* Instructions for the task *
Print exactly the lines from the first one down to the line containing "string; shortcut?: string;", both ends included, with no pictures and nothing else.
■ ■ ■ ■ ■ ■ ■
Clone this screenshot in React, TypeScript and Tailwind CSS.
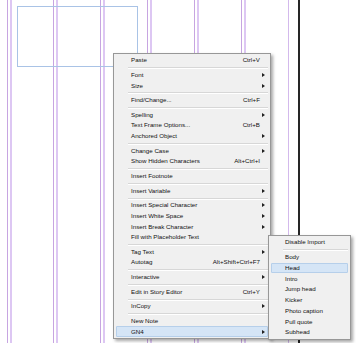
import React from "react";

type Item =
  | { kind: "sep" }
  | { kind: "item"; label: string; shortcut?: string; sub?: boolean; active?: boolean };

const mainItems: Item[] = [
  { kind: "item", label: "Paste", shortcut: "Ctrl+V" },
  { kind: "sep" },
  { kind: "item", label: "Font", sub: true },
  { kind: "item", label: "Size", sub: true },
  { kind: "sep" },
  { kind: "item", label: "Find/Change...", shortcut: "Ctrl+F" },
  { kind: "sep" },
  { kind: "item", label: "Spelling", sub: true },
  { kind: "item", label: "Text Frame Options...", shortcut: "Ctrl+B" },
  { kind: "item", label: "Anchored Object", sub: true },
  { kind: "sep" },
  { kind: "item", label: "Change Case", sub: true },
  { kind: "item", label: "Show Hidden Characters", shortcut: "Alt+Ctrl+I" },
  { kind: "sep" },
  { kind: "item", label: "Insert Footnote" },
  { kind: "sep" },
  { kind: "item", label: "Insert Variable", sub: true },
  { kind: "sep" },
  { kind: "item", label: "Insert Special Character", sub: true },
  { kind: "item", label: "Insert White Space", sub: true },
  { kind: "item", label: "Insert Break Character", sub: true },
  { kind: "item", label: "Fill with Placeholder Text" },
  { kind: "sep" },
  { kind: "item", label: "Tag Text", sub: true },
  { kind: "item", label: "Autotag", shortcut: "Alt+Shift+Ctrl+F7" },
  { kind: "sep" },
  { kind: "item", label: "Interactive", sub: true },
  { kind: "sep" },
  { kind: "item", label: "Edit in Story Editor", shortcut: "Ctrl+Y" },
  { kind: "sep" },
  { kind: "item", label: "InCopy", sub: true },
  { kind: "sep" },
  { kind: "item", label: "New Note" },
  { kind: "item", label: "GN4", sub: true, active: true },
];

const subItems: Item[] = [
  { kind: "item", label: "Disable Import" },
  { kind: "sep" },
  { kind: "item", label: "Body" },
  { kind: "item", label: "Head", active: true },
  { kind: "item", label: "Intro" },
  { kind: "item", label: "Jump head" },
  { kind: "item", label: "Kicker" },
  { kind: "item", label: "Photo caption" },
  { kind: "item", label: "Pull quote" },
  { kind: "item", label: "Subhead" },
];

const guides = [
  "left-[7px] w-[1px] bg-[#c7a5e1]",
  "left-[10px] w-[2px] bg-[#ddc7f3]",
  "left-[53px] w-[1px] bg-[#c7a5e1]",
  "left-[56px] w-[2px] bg-[#ddc7f3]",
  "left-[100px] w-[1px] bg-[#c7a5e1]",
  "left-[103px] w-[2px] bg-[#ddc7f3]",
  "left-[147px] w-[1px] bg-[#c7a5e1]",
  "left-[150px] w-[2px] bg-[#ddc7f3]",
  "left-[194px] w-[1px] bg-[#c7a5e1]",
  "left-[197px] w-[2px] bg-[#ddc7f3]",
  "left-[241px] w-[1px] bg-[#c7a5e1]",
  "left-[244px] w-[2px] bg-[#ddc7f3]",
  "left-[288px] w-[1px] bg-[#d3b9ec]",
  "left-[298px] w-[2px] bg-[#262626]",
];

function Arrow() {
  return (
    <span className="w-[6px] flex justify-end pr-[1px]">
      <span className="block w-0 h-0 border-y-[2.5px] border-y-transparent border-l-[3px] border-l-[#202020]" />
    </span>
  );
}

function MenuList({ items, pad, h }: { items: Item[]; pad: string; h: string }) {
  return (
    <>
      {items.map((it, i) =>
        it.kind === "sep" ? (
          <div key={i} className="h-[4px] ml-[12px] pt-[1.5px]">
            <div className="h-[1px] bg-[#d7d7d7]" />
            <div className="h-[1px] bg-white" />
          </div>
        ) : (
          <div
            key={i}
            className={`flex items-center pr-[2px] ${h} ${pad} ${
              it.active ? "bg-[#d5e5f6] outline outline-1 outline-[#b6cfea] -outline-offset-1 rounded-[1px]" : ""
            }`}
          >
            <span className="flex-1 whitespace-nowrap leading-none">{it.label}</span>
            {it.shortcut && <span className="whitespace-nowrap leading-none">{it.shortcut}</span>}
            {it.sub ? <Arrow /> : <span className="w-[6px]" />}
          </div>
        )
      )}
    </>
  );
}

export default function App() {
  return (
    <div
      className="relative w-[356px] h-[343px] bg-white overflow-hidden text-[6.2px] text-[#111]"
      style={{ fontFamily: '"Liberation Sans", Arial, sans-serif' }}
    >
      {guides.map((g) => (
        <div key={g} className={`absolute top-0 bottom-0 ${g}`} />
      ))}

      {/* text frame */}
      <div className="absolute left-[17px] top-[6px] w-[121px] h-[61px] border border-[#a9c3e6]" />

      {/* context menu */}
      <div className="absolute left-[113px] top-[53px] w-[158px] border border-[#979797] bg-[#f0f0f0] py-[1px] px-[2px] shadow-[2px_2px_3px_rgba(0,0,0,0.35)]">
        <MenuList items={mainItems} pad="pl-[15px]" h="h-[10.65px]" />
      </div>

      {/* GN4 submenu */}
      <div className="absolute left-[268px] top-[235px] w-[83px] border border-[#979797] bg-[#f0f0f0] py-[1px] px-[2px] shadow-[2px_2px_3px_rgba(0,0,0,0.35)]">
        <MenuList items={subItems} pad="pl-[14px]" h="h-[10.75px]" />
      </div>
    </div>
  );
}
■ ■ ■ ■ ■ ■ ■
* Output of the task *
Clone this screenshot in React, TypeScript and Tailwind CSS.
import React from "react";

type Item =
  | { kind: "sep" }
  | { kind: "item"; label: string; shortcut?: string; sub?: boolean; active?: boolean };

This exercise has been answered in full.